I definitely want to get back into posting more regularly, which I haven't had the chance to do lately due to how busy I've been. At the very least about things such as conjurations, books, thoughts on various esoteric matters, and other updates—not all, of course, but certainly some, oaths permitting. And there's another area that's evolved: I'm involved with many more oath-bound praxes now that play dominant roles in my life. Gods know how much I work with just the Sorcery of Hekate teachings (I'm actually taking an optional "part two" continuation right now)!
Spirit certainly has a way of swerving you in unexpected directions. I began this summer having freshly acquired Andrew Chumbley's Azoëtia and Dragon-Book of Essex, eager to delve in, earnestly study, and learn the principles behind that particular system of witchcraft. Instead, so many other paths suddenly threw open their gates to me and I was (joyously) led there instead. The Sabbatic Craft texts are absolutely the most alluring gems in my library still, and it is my full intention to commit to their serious study in the next year. The reason for the earlier "joyously" is because had I ignored the alarm bells and rejected what Spirit had opened for me in favour of only working with them I would have missed out on some of the most defining experiences, as well as some of the deepest interpersonal connections I've made recently. Even the cards of other diviners made it clear to me: there is no guilt to suffer over waiting for the right moment; the books aren't going anywhere. I do not wish to be a spiritual tourist with regards to any of the traditions I learn and embark on, sampling but never drinking deeply, taking the spirits of that path as little more than bouncers. I want true connections and mystical insights; that only comes with effort and dedication.
So I will return to them in a few months; my projection is for next February. Instead, my summer was wrapped up in a tradition I had previously only flirted with, whether as an intellectual curiosity, subject of occult history, or because of my friends who are aspirants and adepts along its path: Thelema. Having any degree of fluency with the works of Crowley takes a long time indeed; there's just so much material and commentary to catch up with. I've certainly grown more attracted to it since acquiring a much more layered appreciation thanks to coming into contact and befriending other Thelemic magicians. It was without a doubt a slow process, from my initial knee-jerk reactions as a teenager to some of the worst aspects of Crowley the man's life to a broader affection for the feats and insights of Crowley the magician. But even then a lot of it never truly clicked with me. Chapter three of the Book of the Law just wouldn't sit with me no matter how much I adored one and two, and unlike the majority of the magicians and sorcerers I know Hermetic Kabbalah was just never "my thing". On the contrary, I'm rather used to reading about critiques of its presentation nowadays, historical and symbolic inaccuracies and misconceptions, and I guess a lot of overall burnout from older authors.

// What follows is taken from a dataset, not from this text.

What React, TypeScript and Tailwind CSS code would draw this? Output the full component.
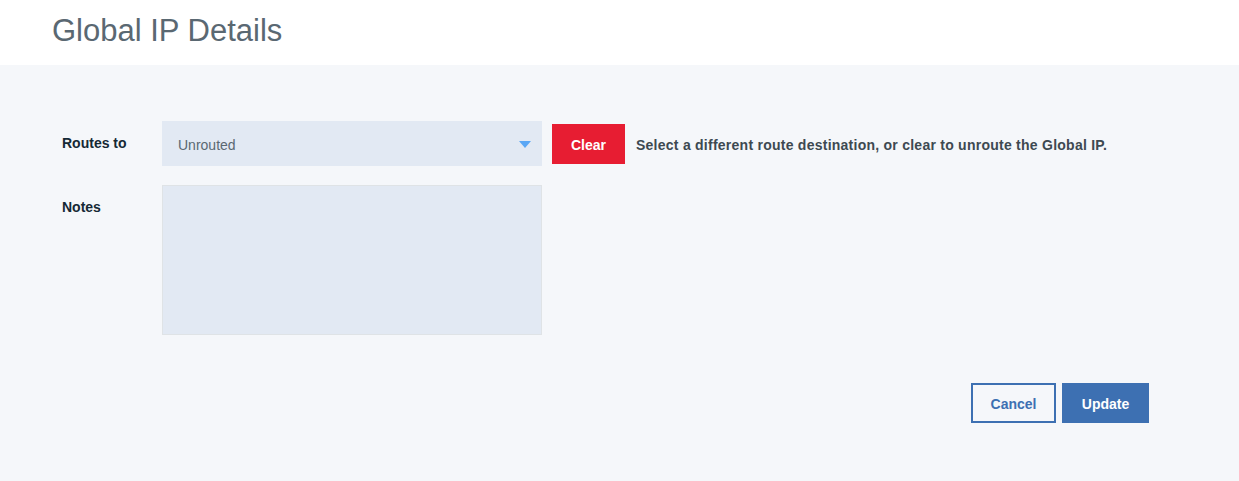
export default function App() {
  return (
    <div className="min-h-[481px] bg-[#f5f7fa] font-['Liberation_Sans',Arial,sans-serif] text-[#152935]">
      <div className="h-[65px] bg-white pl-[52px] pt-[12px]">
        <h1 className="text-[31px] leading-[38px] text-[#5a6872]">Global IP Details</h1>
      </div>

      <div className="px-[62px] pt-[56px]">
        <div className="flex items-center">
          <label className="w-[100px] text-[14px] font-bold">Routes to</label>
          <div className="flex h-[45px] w-[380px] items-center justify-between bg-[#e2e9f3] pl-[16px] pr-[11px]">
            <span className="mt-[4px] text-[14px] text-[#5a6872]">Unrouted</span>
            <svg width="12" height="7" viewBox="0 0 12 7" className="mt-[1px] fill-[#5aa7f5]">
              <path d="M0 0h12L6 7z" />
            </svg>
          </div>
          <button className="ml-[10px] h-[40px] w-[73px] bg-[#e71d32] pt-[4px] text-[14px] font-bold text-white">
            Clear
          </button>
          <p className="ml-[11px] mt-[3px] text-[14px] font-bold tracking-[0.25px] text-[#3d4951]">
            Select a different route destination, or clear to unroute the Global IP.
          </p>
        </div>

        <div className="mt-[19px] flex items-start">
          <label className="w-[100px] pt-[12px] text-[14px] font-bold">Notes</label>
          <textarea className="h-[150px] w-[380px] resize-none border border-[#dfe3e6] bg-[#e2e9f3] outline-none" />
        </div>

        <div className="mt-[48px] flex justify-end gap-[6px] pr-[28px]">
          <button className="h-[40px] w-[85px] border-2 border-[#3d70b2] pt-[2px] text-[14px] font-bold text-[#3d70b2]">
            Cancel
          </button>
          <button className="h-[40px] w-[87px] bg-[#3d70b2] pt-[2px] text-[14px] font-bold text-white">
            Update
          </button>
        </div>
      </div>
    </div>
  )
}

Yet here I am, doing Resh four times a day, meditating in Asanas, practicing Pranayama and Dharana, poring over all these new Crowley books, playing around with Hebrew and Greek gematria, and working with Thelemic rituals, making an earnest effort to acquaint myself with them all. (I don't think the LBRP will ever be "my thing" though; I just don't get the same effect from it as I do other rites I know of and use for the same purpose. Star Ruby, on the other hand, is really quite something!) I was also initiated as a Minerval in the O.T.O., and as much as I'd love to gush about the what's and why's of how that came to be there would be no way to do so without resorting to vague rambling. Certainly I could flat out explain why I chose to go through with the ceremony and everything that led up to it, but that would be a novel unto itself. I'm content to leave it for now. I'm extremely happy with how everything has proceeded with the Order, and I absolutely would never have even considered it were it not for the character and company of this lodge's members. Fraternal societies are nothing without the fraternity, after all: what spells home for one may not for another. Whether or not I'll apply to take the first degree will be another matter entirely. Time and breathing room will tell.
So essentially, the Thelemic floodgates opened up around April and completely swept me up in their current. It sort of happened from every direction—the Minerval initiation and subsequent lessons and duties were one of the channels—and I am still quite bewildered by it all. It's really quite something to wake up and see so much nuance and power in areas I completely looked over and shrugged at before. And Thelema and Heremtic Kabbalah are only two out of the many currents that contributed in the "evolution" in my personal spiritual practice that I alluded to in the beginning—so much more has taken place in my witchcraft, deity work, and Kemetic work to name a few. It honestly feels like I hit some sort of weird growth spurt, as so much just opened up all of a sudden from so many different fronts. Adjusting to them and finding my balance was an exciting adventure. I don't think I would have handled it with any measure of grace or patience had this all taken place last year.
I'm truly excited to see where this will all take me and I feel secure and crafty in the hands of my community and court. There's a lot of love and ambition to bring to table as I arrive at the Days of the Cyprians and prepare for my novena and special work with the saint.